A lot of things started happening over the years. I had brothers coming up to me telling me that they started going to therapy because of me. I had women coming up to me saying their husbands started going because of me. We just started having these different conversations about how to deal with our traumas. And then stuff like Nipsey Hussle happened. I had a conversation with somebody that was really, really, really close to Nipsey, and I remember just saying to myself, “Man. I’m going to really, really devote my life to healing.” Not only helping myself heal, but helping other Black people heal, especially Black men because we deal with so much goddamn trauma man, and we project that trauma onto everybody in our lives. We project it onto each other, that’s where the violence comes from a lot of times. We project it onto our women. So for me, it was the Mental Wealth Expo. People [ask] me all the time, “Where do you start? Where do you begin? Is it therapy? What are the resources?” So I just decided to assemble a whole bunch of my favorite people to just have a day of mental health and healing education. And we’re doing that on 10/10, which is World Mental Health Day, from 11:00 AM to 4:00 PM.

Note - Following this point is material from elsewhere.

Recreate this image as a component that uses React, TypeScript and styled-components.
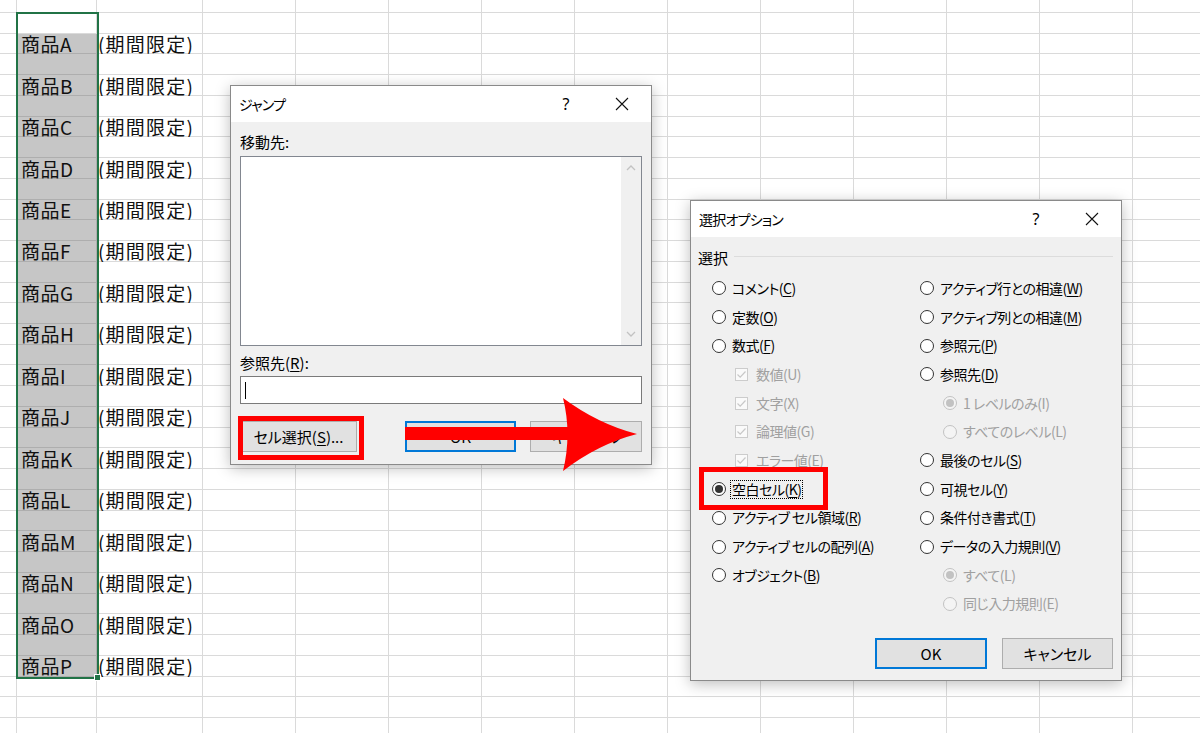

I got my foundation, which I launched, The Mental Wealth Alliance and that’s who I’m doing this with. Dr. Alfiee Breland-Noble; she’s our chief executive officer. She’s hosting a Black woman’s panel on mental health. I got to Angela Rye there having a conversation with Resmaa Menakem who wrote this brilliant book called My Grandmother’s Hands, dealing with racial trauma in America. Angela put me on to the book, that’s why I thought she’d be such a great person to have a conversation.

Of course, my good sister, Devi Brown is there. Devi is one of the leaders in mental health and mindfulness right now. She partnered up with Deepak Chopra. She works for the Chopra company. She’s going to be there doing her podcast, Dropping Gems, live. I have the good brother Jason Wilson there. Jason Wilson has been helping young Black men deal with their trauma through martial arts and other things for forever so he’s going to be there. My man Jay Barnett. I got Michelle Williams. She’s doing her podcast, Checking In. Michelle Williams’ been very vocal about her struggles with mental health. And Devi Brown and Michelle Williams are both on Black Effect.

It’s free and open to the public. You can go to mentalwealthexpo.com to get more information on that and to RSVP. It’s going to be a great day from 11 AM to 4 PM. We’re going to be educating people on mental health, but also giving people resources to heal. That’s something that I plan to do hopefully two or three times a year in different places, but the first one is on October 10, World Mental Health Day, in New York for this year.

Tha God’s Honest Truth With Lenard “Charlamagne” McKelvey premieres on Friday, September 17, 2021 at 10 PM on Comedy Central.